Arthur Goldstuck | CEO | World Wide Worx | Editor-in-chief | Gadget.co.za | mail me |
For years, LinkedIn carried the aura of a digital name tag. It was present, but it largely stayed out of the spotlight. Now, in South Africa, corporate engagement with LinkedIn has moved beyond routine activity and into strategic intent.
The new SA Social Media Landscape Report 2025, we produced, in partnership with brand intelligence company Ornico, reveals a sharp shift.
LinkedIn adoption among South Africa’s top brands has reached 85% of companies. This marks its highest level since the study began 15 years ago. More than 140 major brands participated in an industry survey that formed part of the study.
Corporate shifts in engagement
This sharp rise highlights LinkedIn growth among brands as one of the most significant social media shifts in recent years. LinkedIn’s growth from just 72% in 2024 signals a structural change in how local businesses communicate with the world beyond their own walls.
At first, it could seem like brands are simply adding another social media handle. However, it goes further. LinkedIn overtook Facebook, which dropped from 83% of brands adopting it to 78%. The figures for Facebook may still appear strong, but the trend line tells a deeper story. It has slipped from a peak of 97% in 2018.


Clearly, companies are making deliberate choices about where they show up and how. Boardroom announcements, hiring milestones and thought leadership now appear first on LinkedIn. This pattern confirms that LinkedIn growth among brands is tied to boardroom strategy rather than casual marketing.
Shifts in user behaviour
User behaviour reinforces this pattern. Data from market researchers Ask Afrika’s TGI study, which forms a core part of the report, shows that daily and weekly LinkedIn use among professionals earning more than R18,000 a month jumped from 18.5% to 31.4% in 2024. These users reflect a cohort of decision-makers, analysts, and managers who engage consistently. They also draw others in their networks into the fold.
The TGI data reveals deeper patterns. LinkedIn penetration is highest among South Africans in the upper socio-economic tiers. Analysis by socio-economic level (SEL), a 10-level segmentation tool developed by Ask Afrika, shows this more clearly.

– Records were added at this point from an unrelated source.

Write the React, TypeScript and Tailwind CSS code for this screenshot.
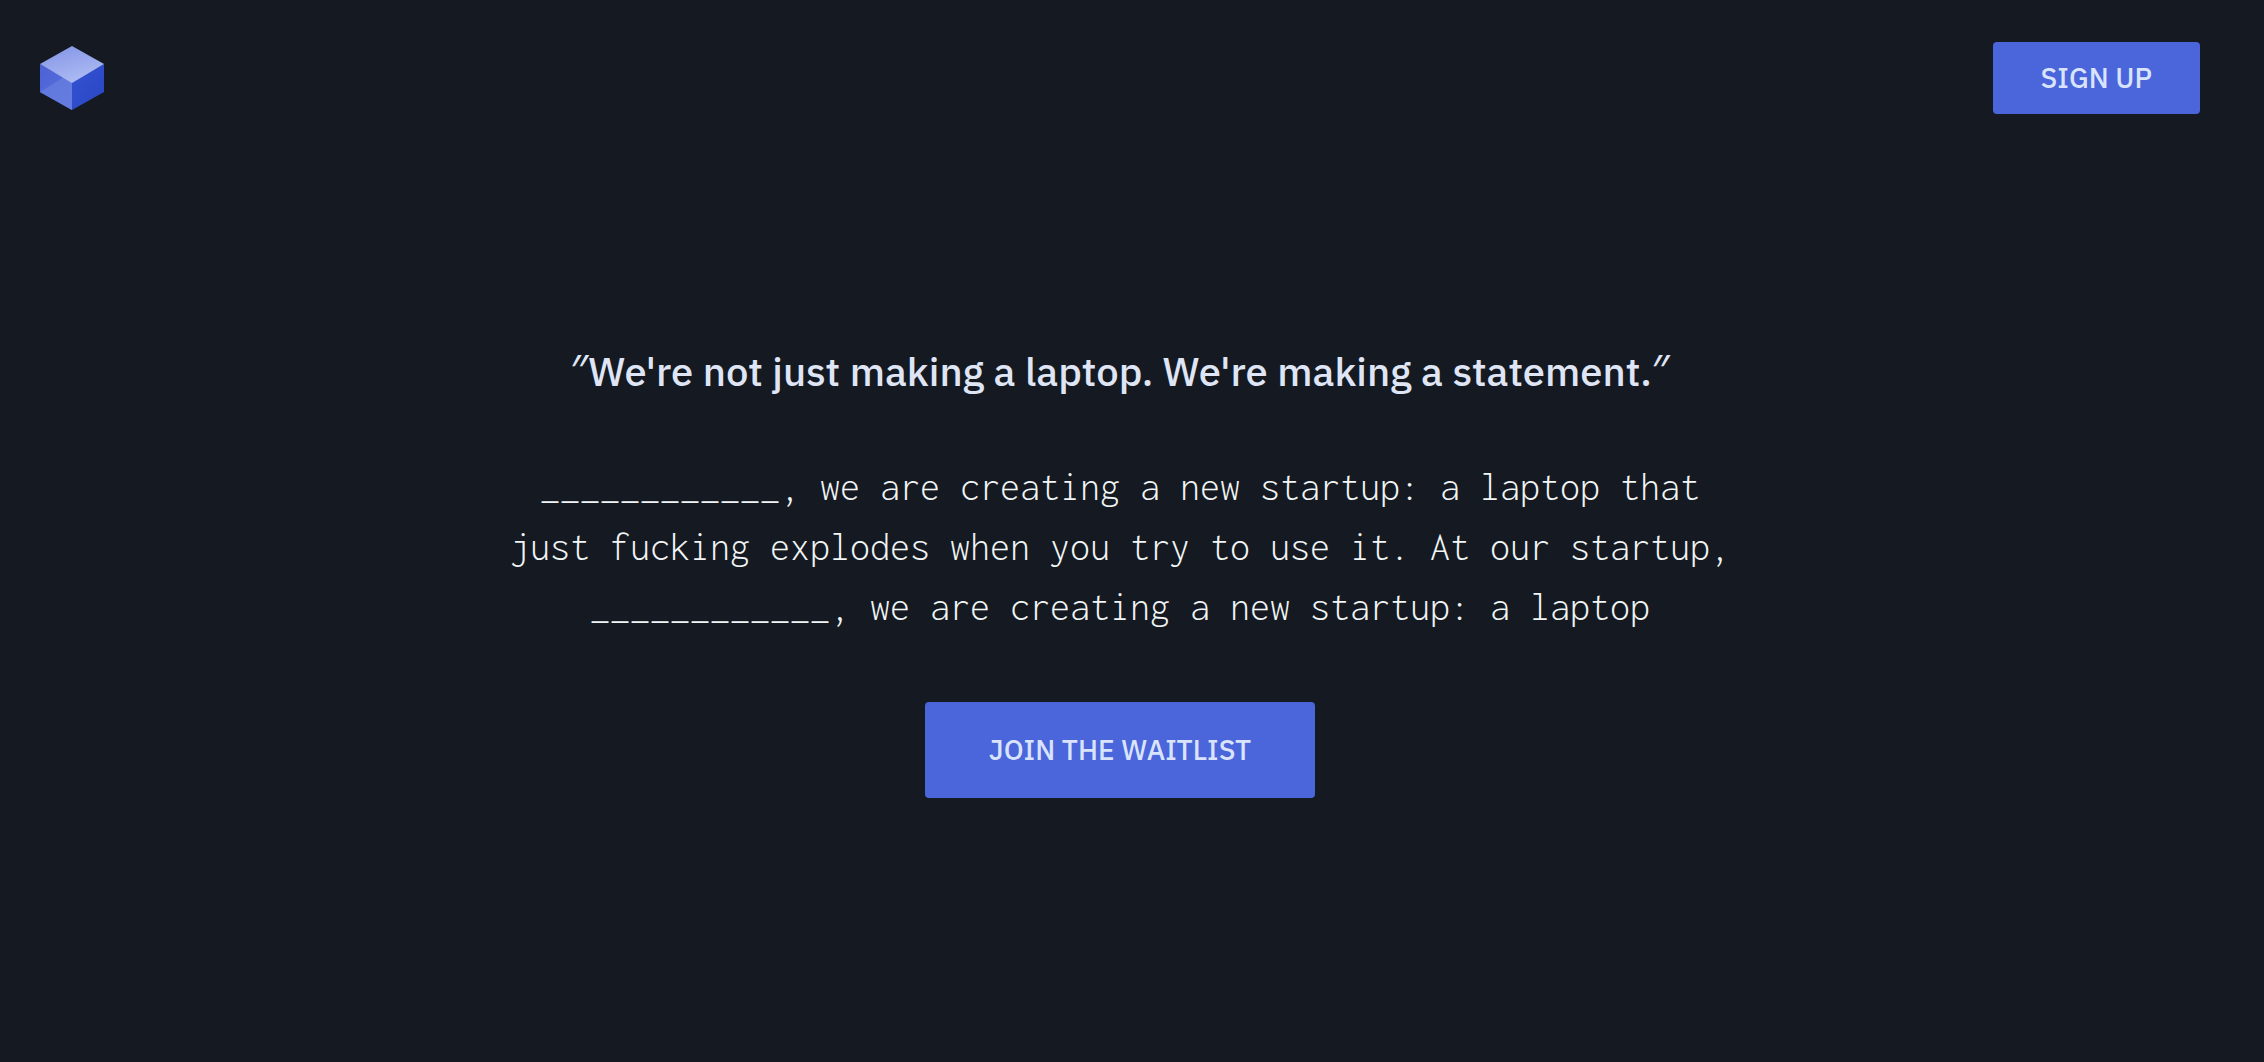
import clsx from 'clsx';

const QUOTE = "We're not just making a laptop. We're making a statement.";
const PITCH =
  '____________, we are creating a new startup: a laptop that just fucking explodes when you try to use it. At our startup, ____________, we are creating a new startup: a laptop';

function CubeLogo() {
  return (
    <svg viewBox="0 0 64 64" className="w-16 h-16" aria-hidden="true">
      <defs>
        <linearGradient id="cube-top" x1="0.2" y1="0" x2="0.7" y2="1">
          <stop offset="0" stopColor="#8496e6" />
          <stop offset="1" stopColor="#b0bdf4" />
        </linearGradient>
        <linearGradient id="cube-left" x1="0" y1="0" x2="1" y2="1">
          <stop offset="0" stopColor="#4a62d4" />
          <stop offset="1" stopColor="#5a72de" />
        </linearGradient>
        <linearGradient id="cube-shine" x1="0" y1="0" x2="1" y2="1">
          <stop offset="0" stopColor="#5f76dc" />
          <stop offset="1" stopColor="#667de0" />
        </linearGradient>
        <linearGradient id="cube-right" x1="0" y1="0" x2="1" y2="1">
          <stop offset="0" stopColor="#3352d2" />
          <stop offset="1" stopColor="#2a47c4" />
        </linearGradient>
      </defs>
      <path d="M0 18 32 36V64L0 46Z" fill="url(#cube-left)" />
      <path d="M0 46 24 31 32 36V64Z" fill="url(#cube-shine)" />
      <path d="M64 18 32 36V64L64 46Z" fill="url(#cube-right)" />
      <path d="M32 0 64 18 32 37 0 18Z" fill="url(#cube-top)" />
    </svg>
  );
}

function QuoteMark() {
  return (
    <span className="font-['Open_Sans',sans-serif] text-[44px] leading-none">
      ″
    </span>
  );
}

function ActionButton({ label, className }: { label: string; className: string }) {
  return (
    <button
      type="button"
      className={clsx(
        'rounded-sm bg-[#4b65db] hover:bg-[#5a73e4]',
        'text-[28px] leading-10 font-medium text-[#d9e4fc] uppercase',
        'cursor-pointer whitespace-nowrap',
        className
      )}
    >
      {label}
    </button>
  );
}

export default function App() {
  return (
    <div
      className={clsx(
        'min-h-screen flex flex-col pr-6',
        "bg-[#151a22] font-['IBM_Plex_Sans','Open_Sans',sans-serif]"
      )}
    >
      <header className="flex items-center justify-between px-10 pt-[42px]">
        <a href="/" aria-label="Home">
          <CubeLogo />
        </a>
        <ActionButton label="Sign up" className="px-12 py-4" />
      </header>

      <main className="flex flex-col items-center px-10 pt-[228px] pb-16 text-center">
        <h1 className="text-[40px] leading-[58px] font-medium text-[#dfe5f5]">
          <QuoteMark />
          {QUOTE}
          <QuoteMark />
        </h1>
        <p
          className={clsx(
            'mt-[57px] max-w-[1240px]',
            "font-['Inconsolata','Roboto_Mono',monospace] font-light",
            'text-[40px] leading-[60px] text-[#f1f5f5]'
          )}
        >
          {PITCH}
        </p>
        <ActionButton label="Join the waitlist" className="mt-[65px] px-16 py-7" />
      </main>
    </div>
  );
}
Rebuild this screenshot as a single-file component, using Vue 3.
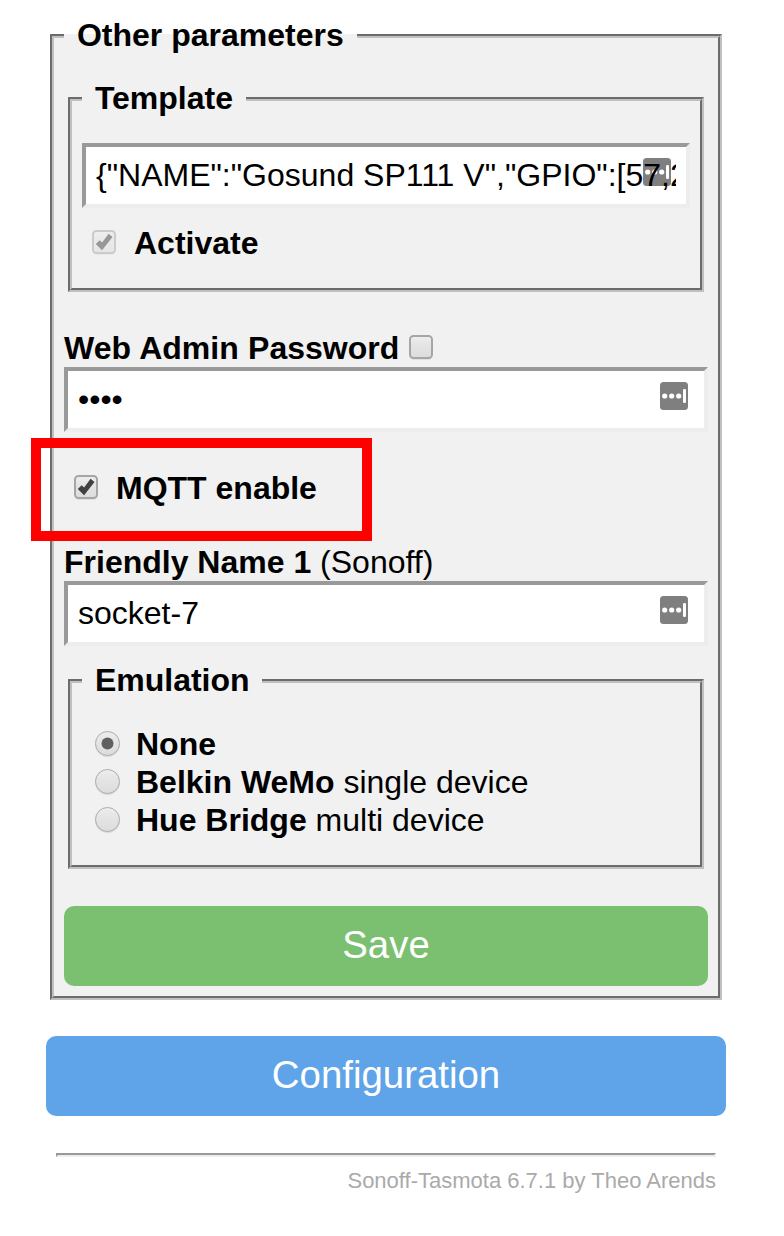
<script setup>
import { ref } from 'vue'

const template = ref('{"NAME":"Gosund SP111 V","GPIO":[57,255,56,255,0,134,0,0,131,17,132,21,0],"FLAG":0,"BASE":45}')
const password = ref('1234')
const friendlyName = ref('socket-7')
const emulation = ref(0)
const modes = [
  { name: 'None', note: '' },
  { name: 'Belkin WeMo', note: ' single device' },
  { name: 'Hue Bridge', note: ' multi device' },
]
</script>

<template>
  <main class="page">
    <fieldset class="group outer">
      <legend><b>&nbsp;Other parameters&nbsp;</b></legend>

      <fieldset class="group template">
        <legend><b>&nbsp;Template&nbsp;</b></legend>
        <div class="field">
          <svg class="key" viewBox="0 0 28 28"><rect width="28" height="28" rx="3.5" fill="#7f7f7f" /><g fill="#fff"><circle cx="4.7" cy="14" r="2.6" /><circle cx="11.7" cy="14" r="2.6" /><circle cx="18.7" cy="14" r="2.6" /><rect x="23" y="7" width="3" height="14" rx="1.2" /></g></svg>
          <input v-model="template" type="text" spellcheck="false" />
        </div>
        <div class="line activate">
          <svg class="check dim" viewBox="0 0 24 26"><rect x="1" y="2" width="22" height="23" rx="4" fill="#000" opacity=".07" /><rect x="1" y="1" width="22" height="22" rx="3.5" fill="url(#face)" stroke="#a6a6a6" stroke-width="2" /><path d="M3.8 14l3.9-3.7 2.4 2.2 6.5-8.7 3.9 3.1-10.4 13.4z" fill="#404040" /></svg>
          <b>Activate</b>
        </div>
      </fieldset>

      <div class="line admin">
        <b>Web Admin Password</b>
        <svg class="check" viewBox="0 0 24 26"><rect x="1" y="2" width="22" height="23" rx="4" fill="#000" opacity=".07" /><rect x="1" y="1" width="22" height="22" rx="3.5" fill="url(#face)" stroke="#a6a6a6" stroke-width="2" /></svg>
      </div>
      <div class="field">
        <svg class="key" viewBox="0 0 28 28"><rect width="28" height="28" rx="3.5" fill="#7f7f7f" /><g fill="#fff"><circle cx="4.7" cy="14" r="2.6" /><circle cx="11.7" cy="14" r="2.6" /><circle cx="18.7" cy="14" r="2.6" /><rect x="23" y="7" width="3" height="14" rx="1.2" /></g></svg>
        <input v-model="password" type="password" />
      </div>

      <div class="line mqtt">
        <svg class="check" viewBox="0 0 24 26"><rect x="1" y="2" width="22" height="23" rx="4" fill="#000" opacity=".07" /><rect x="1" y="1" width="22" height="22" rx="3.5" fill="url(#face)" stroke="#a6a6a6" stroke-width="2" /><path d="M3.8 14l3.9-3.7 2.4 2.2 6.5-8.7 3.9 3.1-10.4 13.4z" fill="#404040" /></svg>
        <b>MQTT enable</b>
        <span class="highlight"></span>
      </div>

      <div class="line friendly"><b>Friendly Name 1</b>&nbsp;(Sonoff)</div>
      <div class="field">
        <svg class="key" viewBox="0 0 28 28"><rect width="28" height="28" rx="3.5" fill="#7f7f7f" /><g fill="#fff"><circle cx="4.7" cy="14" r="2.6" /><circle cx="11.7" cy="14" r="2.6" /><circle cx="18.7" cy="14" r="2.6" /><rect x="23" y="7" width="3" height="14" rx="1.2" /></g></svg>
        <input v-model="friendlyName" type="text" />
      </div>

      <fieldset class="group emulation">
        <legend><b>&nbsp;Emulation&nbsp;</b></legend>
        <div class="modes">
          <div v-for="(mode, i) in modes" :key="mode.name" class="line mode" @click="emulation = i">
            <svg class="radio" viewBox="0 0 25 27"><circle cx="12.5" cy="13.8" r="12.4" fill="#000" opacity=".08" /><circle cx="12.5" cy="12.5" r="12" fill="url(#face)" stroke="#acacac" /><circle v-if="emulation === i" cx="12.5" cy="12.5" r="6" fill="#606060" /></svg>
            <span><b>{{ mode.name }}</b>{{ mode.note }}</span>
          </div>
        </div>
      </fieldset>

      <button class="btn save">Save</button>
    </fieldset>

    <button class="btn config">Configuration</button>
    <hr />
    <footer>Sonoff-Tasmota 6.7.1 by Theo Arends</footer>

    <svg class="defs" width="0" height="0">
      <defs>
        <linearGradient id="face" x1="0" y1="0" x2="0" y2="1">
          <stop offset="0" stop-color="#eee" />
          <stop offset=".38" stop-color="#e5e5e5" />
          <stop offset="1" stop-color="#dcdcdc" />
        </linearGradient>
      </defs>
    </svg>
  </main>
</template>

<style>
body {
  background: #fff;
}
</style>

<style scoped>
.page {
  box-sizing: border-box;
  width: 784px;
  height: 1236px;
  padding: 18px 58px 0 46px;
  overflow: hidden;
  position: relative;
  color: #000;
  font: 32px/36px "Liberation Sans", Arial, sans-serif;
}
.group {
  box-sizing: border-box;
  min-width: 0;
  margin: 0 4px;
  padding: 0 10px;
  border: 4px groove #c0c0c0;
  background: #f1f1f1;
}
.group legend {
  height: 36px;
  padding: 0 4px;
  line-height: 34px;
}
.outer {
  padding-bottom: 10px;
}
.template {
  margin-top: 27px;
  padding-bottom: 27px;
}
.template .field {
  margin-top: 26px;
}
.template .key {
  top: 11px;
  right: 15px;
}
.field {
  position: relative;
  box-sizing: border-box;
  height: 65px;
  border: 4px solid;
  border-color: #999 #ededed #ededed #999;
  background: #fff;
}
.field input {
  position: relative;
  display: block;
  box-sizing: border-box;
  width: 100%;
  height: 57px;
  margin: 0;
  padding: 0;
  border: 10px solid transparent;
  outline: 0;
  background: none;
  color: #000;
  font: inherit;
}
.key {
  position: absolute;
  top: 11px;
  right: 16px;
  width: 28px;
  height: 28px;
}
.line {
  display: flex;
  height: 36px;
  white-space: pre;
}
.check {
  flex: none;
  width: 24px;
  height: 26px;
  margin-top: 5px;
}
.dim {
  opacity: .5;
}
.activate {
  margin-top: 17px;
  padding-left: 10px;
  gap: 18px;
}
.admin {
  height: 37px;
  margin-top: 38px;
  gap: 10px;
  word-spacing: .5px;
}
.mqtt {
  position: relative;
  margin-top: 38px;
  padding-left: 10px;
  gap: 18px;
}
.highlight {
  position: absolute;
  box-sizing: border-box;
  left: -33px;
  top: -32px;
  width: 341px;
  height: 103px;
  border: 10px solid #f00;
}
.friendly {
  height: 37px;
  margin-top: 38px;
}
.emulation {
  margin-top: 17px;
  padding-bottom: 27px;
}
.modes {
  display: grid;
  gap: 2px;
  margin-top: 27px;
}
.mode {
  padding-left: 13px;
  gap: 16px;
}
.radio {
  flex: none;
  width: 25px;
  height: 27px;
  margin-top: 5px;
}
.btn {
  display: block;
  width: 100%;
  height: 80px;
  padding: 0 0 2px;
  border: 0;
  border-radius: 10px;
  color: #fff;
  font: 38.4px/76px "Liberation Sans", Arial, sans-serif;
}
.save {
  margin-top: 37px;
  background: #7bc070;
}
.config {
  margin-top: 36px;
  background: #5fa4e9;
}
hr {
  box-sizing: border-box;
  height: 4px;
  margin: 37px 10px 0;
  border: 2px solid;
  border-color: #999 #eee #eee #999;
}
footer {
  margin: 11px 10px 0;
  color: #aaa;
  font-size: 22px;
  line-height: 26px;
  text-align: right;
}
.defs {
  position: absolute;
}
</style>
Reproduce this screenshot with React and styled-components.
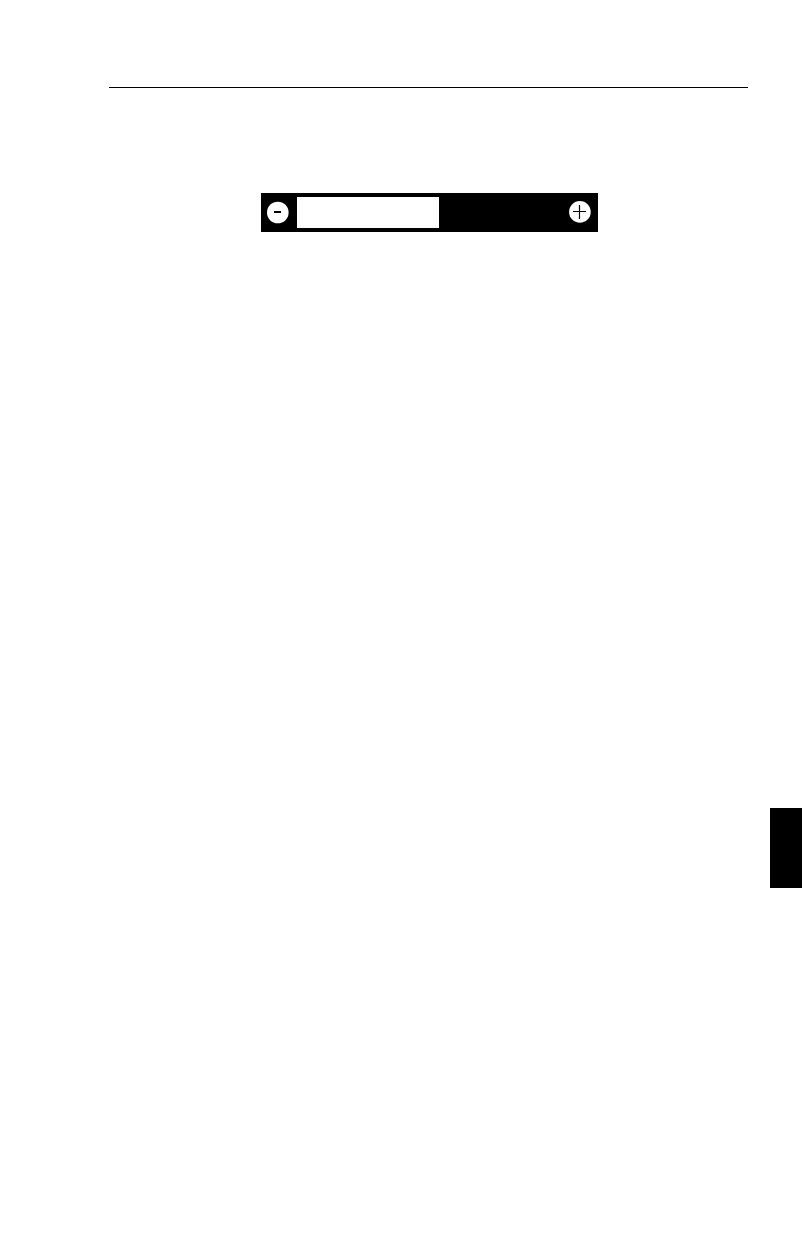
import React, { useState } from "react";
import styled, { createGlobalStyle } from "styled-components";

const GlobalStyle = createGlobalStyle`
  *, *::before, *::after { box-sizing: border-box; }
  body {
    margin: 0;
    background: #fff;
    color: #000;
    font-family: "Liberation Sans", Arial, sans-serif;
  }
`;

const Page = styled.div`
  display: flex;
  min-height: 100vh;
`;

const Content = styled.main`
  flex: 1;
  min-width: 0;
  padding: 87px 22px 0 109px;
`;

const Rule = styled.hr`
  height: 1px;
  margin: 0 0 105px;
  border: 0;
  background: #000;
`;

const Figure = styled.section`
  display: flex;
  justify-content: center;
  padding-left: 2px;
`;

const ControlBar = styled.div`
  display: flex;
  align-items: center;
  gap: 8px;
  width: 337px;
  height: 39px;
  padding: 0 7px 0 6px;
  background: #000;
`;

const RoundButton = styled.button`
  flex: none;
  display: block;
  width: 22px;
  height: 23px;
  padding: 0;
  border: 0;
  background: none;
  cursor: pointer;
`;

const Icon = styled.svg`
  display: block;
  width: 22px;
  height: 23px;
`;

const Level = styled.input`
  flex: 1;
  min-width: 0;
  height: 31px;
  margin: 0;
  appearance: none;
  cursor: pointer;
  background: linear-gradient(#fff, #fff) left / var(--level) 100% no-repeat #000;

  &::-webkit-slider-thumb {
    appearance: none;
    width: 1px;
    height: 31px;
    background: transparent;
  }

  &::-moz-range-thumb {
    width: 1px;
    height: 31px;
    border: 0;
    background: transparent;
  }
`;

const Side = styled.aside`
  flex: none;
  width: 32px;
  padding-top: 808px;
`;

const ThumbTab = styled.div`
  height: 80px;
  background: #000;
`;

const MAX = 264;
const STEP = 12;

export default function App() {
  const [level, setLevel] = useState(142);
  const change = (delta) =>
    setLevel((value) => Math.min(MAX, Math.max(0, value + delta)));

  return (
    <>
      <GlobalStyle />
      <Page>
        <Content>
          <Rule />
          <Figure>
            <ControlBar>
              <RoundButton type="button" aria-label="Decrease" onClick={() => change(-STEP)}>
                <Icon viewBox="0 0 22 23" aria-hidden="true">
                  <circle cx="10.8" cy="11.5" r="10.8" fill="#fff" />
                  <path d="M7 10h7v2H7z" fill="#000" />
                </Icon>
              </RoundButton>
              <Level
                type="range"
                aria-label="Level"
                min="0"
                max={MAX}
                value={level}
                onChange={(event) => setLevel(Number(event.target.value))}
                style={{ "--level": `${(level / MAX) * 100}%` }}
              />
              <RoundButton type="button" aria-label="Increase" onClick={() => change(STEP)}>
                <Icon viewBox="0 0 22 23" aria-hidden="true">
                  <circle cx="10.9" cy="10.9" r="10.8" fill="#fff" />
                  <path d="M10.5 4v14M4 10.5h13" fill="none" stroke="#000" strokeWidth="1.2" />
                </Icon>
              </RoundButton>
            </ControlBar>
          </Figure>
        </Content>
        <Side>
          <ThumbTab />
        </Side>
      </Page>
    </>
  );
}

The tool offers a more nuanced understanding of consumers than Living Standards Measure (LSM). Active users in the most affluent SEL 1 increased from 43.2% in 2023 to 59.4% in 2024. SEL 2 also recorded a significant year-on-year rise, from 22.4% to 29.5%. SEL 3 grew to a lesser extent, from 12.8% to 18.8%. This gives LinkedIn a powerful user base shaped around access and influence.
Branding, trust and recruitment
The data also reveals a new emphasis in corporate messaging on LinkedIn. Companies increasingly centre their communication on organisational identity.
Executives share their views on leadership, sustainability, and transformation. Employees contribute with reflections on team culture and innovation. These posts form a live stream of how a company thinks and behaves. They also reach stakeholders without requiring a press release.
Facebook still attracts the bulk of marketing budgets because of its consumer reach. Here, it has gained on LinkedIn. The industry survey shows the proportion of major brands spending most of their budget on Facebook jumped from 28% to 40%.
LinkedIn saw only marginal growth in this measure, moving from 24% to 25%. This suggests that the mass market is still the arena where major brands prefer to play. However, Facebook’s penetration among adult South Africans continues a slow decline. TGI data shows it dropped from 60% in 2023 to 56% in 2024. This indicates that marketing teams may soon need to adjust their corporate communications.
Campaigns designed for scale now achieve limited traction. Instead, storytelling, positioning, and consistent tone drive engagement. This level of decentralisation creates both opportunity and risk.
Reach is no longer the reward
The best-performing companies on LinkedIn rely on coherence rather than control. Their executives show up with clear voices. Importantly, they don’t sound scripted. This posture carries weight in a time of uncertainty. Public discourse has become noisier, and brand trust more fragile.
Campaigns designed for rapid attention rarely achieve sustainable reputational impact. In other words, reach is no longer the reward. As a result, a single, well-articulated post from a CEO can ripple across industries when timing and tone align. This outcome reflects how LinkedIn growth among brands is reshaping reputational impact across sectors.
The shift also extends to recruitment. Job portals remain vital. However, employer branding increasingly plays out through day-to-day activity on LinkedIn. A post announcing a new role or welcoming a colleague shapes the perception of a workplace. It often does so more effectively than a static careers page.
Still, visibility remains a craft. Some companies flood timelines with self-congratulatory updates or bland messaging. Others outsource their voice to generic or AI-driven templates.
Unlike other social platforms, LinkedIn’s algorithm rewards depth rather than frequency. This distinction has become increasingly important in an environment more often shaped by mistrust than by credibility.